## START Information shown
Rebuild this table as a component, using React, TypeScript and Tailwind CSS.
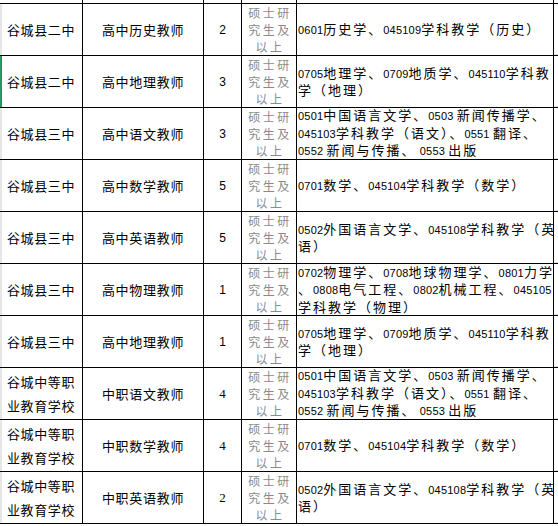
import React from "react";

type Row = {
  school: string[];
  post: string;
  num: string;
  serifNum?: boolean;
  major: string[];
  green?: boolean;
};

const rows: Row[] = [
  { school: ["谷城县二中"], post: "高中历史教师", num: "2", major: ["0601历史学、045109学科教学（历史）"] },
  { school: ["谷城县二中"], post: "高中地理教师", num: "3", major: ["0705地理学、0709地质学、045110学科教", "学（地理）"], green: true },
  { school: ["谷城县三中"], post: "高中语文教师", num: "3", major: ["0501中国语言文学、0503 新闻传播学、", "045103学科教学（语文）、0551 翻译、", "0552 新闻与传播、 0553 出版"] },
  { school: ["谷城县三中"], post: "高中数学教师", num: "5", major: ["0701数学、045104学科教学（数学）"] },
  { school: ["谷城县三中"], post: "高中英语教师", num: "5", major: ["0502外国语言文学、045108学科教学（英", "语）"] },
  { school: ["谷城县三中"], post: "高中物理教师", num: "1", major: ["0702物理学、0708地球物理学、0801力学", "、0808电气工程、0802机械工程、045105", "学科教学（物理）"] },
  { school: ["谷城县三中"], post: "高中地理教师", num: "1", major: ["0705地理学、0709地质学、045110学科教", "学（地理）"] },
  { school: ["谷城中等职", "业教育学校"], post: "中职语文教师", num: "4", serifNum: true, major: ["0501中国语言文学、0503 新闻传播学、", "045103学科教学（语文）、0551 翻译、", "0552 新闻与传播、 0553 出版"] },
  { school: ["谷城中等职", "业教育学校"], post: "中职数学教师", num: "4", serifNum: true, major: ["0701数学、045104学科教学（数学）"] },
  { school: ["谷城中等职", "业教育学校"], post: "中职英语教师", num: "2", serifNum: true, major: ["0502外国语言文学、045108学科教学（英", "语）"] },
];

function Mixed({ text }: { text: string }) {
  const parts = text.match(/[\x00-\x7f]+|[^\x00-\x7f]+/g) ?? [];
  return (
    <>
      {parts.map((p, i) =>
        /^[\x00-\x7f]/.test(p) ? (
          <span key={i} className="font-['Liberation_Sans',sans-serif] text-[11px] tracking-[0.2px]">
            {p}
          </span>
        ) : (
          <span key={i}>{p}</span>
        )
      )}
    </>
  );
}

export default function App() {
  return (
    <div className="w-[558px] h-[526px] overflow-hidden bg-white text-black font-['Noto_Sans_CJK_SC',sans-serif]">
      <div className="flex h-[4px] border-b border-black">
        <div className="w-[2px] shrink-0" />
        <div className="w-[81px] shrink-0 border-r border-black" />
        <div className="w-[121px] shrink-0 border-r border-black" />
        <div className="w-[38px] shrink-0 border-r border-black" />
        <div className="w-[55px] shrink-0 border-r border-black" />
        <div className="w-[257px] shrink-0 border-r border-black" />
        <div className="flex-1" />
      </div>
      {rows.map((r, i) => (
        <div key={i} className="flex h-[52px] border-b border-black">
          <div className={`w-[2px] shrink-0 ${r.green ? "bg-[#1f9a64]" : "bg-[#e6e6e6]"}`} />
          <div className="w-[81px] shrink-0 border-r border-black flex flex-col justify-center pl-[5px] text-[13px] leading-[24px] tracking-[0.6px]">
            {r.school.map((s, j) => (
              <div key={j} className="whitespace-nowrap">{s}</div>
            ))}
          </div>
          <div className="w-[121px] shrink-0 border-r border-black flex items-center justify-center text-[13px] tracking-[0.7px]">
            {r.post}
          </div>
          <div
            className={`w-[38px] shrink-0 border-r border-black flex items-center justify-center ${
              r.serifNum ? "font-['Liberation_Serif',serif] text-[13px]" : "font-['Liberation_Sans',sans-serif] text-[12px]"
            }`}
          >
            {r.num}
          </div>
          <div className="w-[55px] shrink-0 border-r border-black flex flex-col items-center justify-center text-[12px] leading-[17px] tracking-[2.5px] text-[#8a8a8a] pl-[2px]">
            <div>硕士研</div>
            <div>究生及</div>
            <div>以上</div>
          </div>
          <div className="w-[257px] shrink-0 border-r border-black flex flex-col justify-center pl-[1px] text-[13px] leading-[16.5px] tracking-[2px]">
            {r.major.map((m, j) => (
              <div key={j} className="whitespace-nowrap">
                <Mixed text={m} />
              </div>
            ))}
          </div>
          <div className="flex-1 border-b border-[#e2e2e2]" />
        </div>
      ))}
    </div>
  );
}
## END Information shown
◆ Exercise task: Write the full listing out again with every line unchanged, but include no pictures.

◆ The solution:
Rebuild this table as a component, using React, TypeScript and Tailwind CSS.
import React from "react";

type Row = {
  school: string[];
  post: string;
  num: string;
  serifNum?: boolean;
  major: string[];
  green?: boolean;
};

const rows: Row[] = [
  { school: ["谷城县二中"], post: "高中历史教师", num: "2", major: ["0601历史学、045109学科教学（历史）"] },
  { school: ["谷城县二中"], post: "高中地理教师", num: "3", major: ["0705地理学、0709地质学、045110学科教", "学（地理）"], green: true },
  { school: ["谷城县三中"], post: "高中语文教师", num: "3", major: ["0501中国语言文学、0503 新闻传播学、", "045103学科教学（语文）、0551 翻译、", "0552 新闻与传播、 0553 出版"] },
  { school: ["谷城县三中"], post: "高中数学教师", num: "5", major: ["0701数学、045104学科教学（数学）"] },
  { school: ["谷城县三中"], post: "高中英语教师", num: "5", major: ["0502外国语言文学、045108学科教学（英", "语）"] },
  { school: ["谷城县三中"], post: "高中物理教师", num: "1", major: ["0702物理学、0708地球物理学、0801力学", "、0808电气工程、0802机械工程、045105", "学科教学（物理）"] },
  { school: ["谷城县三中"], post: "高中地理教师", num: "1", major: ["0705地理学、0709地质学、045110学科教", "学（地理）"] },
  { school: ["谷城中等职", "业教育学校"], post: "中职语文教师", num: "4", serifNum: true, major: ["0501中国语言文学、0503 新闻传播学、", "045103学科教学（语文）、0551 翻译、", "0552 新闻与传播、 0553 出版"] },
  { school: ["谷城中等职", "业教育学校"], post: "中职数学教师", num: "4", serifNum: true, major: ["0701数学、045104学科教学（数学）"] },
  { school: ["谷城中等职", "业教育学校"], post: "中职英语教师", num: "2", serifNum: true, major: ["0502外国语言文学、045108学科教学（英", "语）"] },
];

function Mixed({ text }: { text: string }) {
  const parts = text.match(/[\x00-\x7f]+|[^\x00-\x7f]+/g) ?? [];
  return (
    <>
      {parts.map((p, i) =>
        /^[\x00-\x7f]/.test(p) ? (
          <span key={i} className="font-['Liberation_Sans',sans-serif] text-[11px] tracking-[0.2px]">
            {p}
          </span>
        ) : (
          <span key={i}>{p}</span>
        )
      )}
    </>
  );
}

export default function App() {
  return (
    <div className="w-[558px] h-[526px] overflow-hidden bg-white text-black font-['Noto_Sans_CJK_SC',sans-serif]">
      <div className="flex h-[4px] border-b border-black">
        <div className="w-[2px] shrink-0" />
        <div className="w-[81px] shrink-0 border-r border-black" />
        <div className="w-[121px] shrink-0 border-r border-black" />
        <div className="w-[38px] shrink-0 border-r border-black" />
        <div className="w-[55px] shrink-0 border-r border-black" />
        <div className="w-[257px] shrink-0 border-r border-black" />
        <div className="flex-1" />
      </div>
      {rows.map((r, i) => (
        <div key={i} className="flex h-[52px] border-b border-black">
          <div className={`w-[2px] shrink-0 ${r.green ? "bg-[#1f9a64]" : "bg-[#e6e6e6]"}`} />
          <div className="w-[81px] shrink-0 border-r border-black flex flex-col justify-center pl-[5px] text-[13px] leading-[24px] tracking-[0.6px]">
            {r.school.map((s, j) => (
              <div key={j} className="whitespace-nowrap">{s}</div>
            ))}
          </div>
          <div className="w-[121px] shrink-0 border-r border-black flex items-center justify-center text-[13px] tracking-[0.7px]">
            {r.post}
          </div>
          <div
            className={`w-[38px] shrink-0 border-r border-black flex items-center justify-center ${
              r.serifNum ? "font-['Liberation_Serif',serif] text-[13px]" : "font-['Liberation_Sans',sans-serif] text-[12px]"
            }`}
          >
            {r.num}
          </div>
          <div className="w-[55px] shrink-0 border-r border-black flex flex-col items-center justify-center text-[12px] leading-[17px] tracking-[2.5px] text-[#8a8a8a] pl-[2px]">
            <div>硕士研</div>
            <div>究生及</div>
            <div>以上</div>
          </div>
          <div className="w-[257px] shrink-0 border-r border-black flex flex-col justify-center pl-[1px] text-[13px] leading-[16.5px] tracking-[2px]">
            {r.major.map((m, j) => (
              <div key={j} className="whitespace-nowrap">
                <Mixed text={m} />
              </div>
            ))}
          </div>
          <div className="flex-1 border-b border-[#e2e2e2]" />
        </div>
      ))}
    </div>
  );
}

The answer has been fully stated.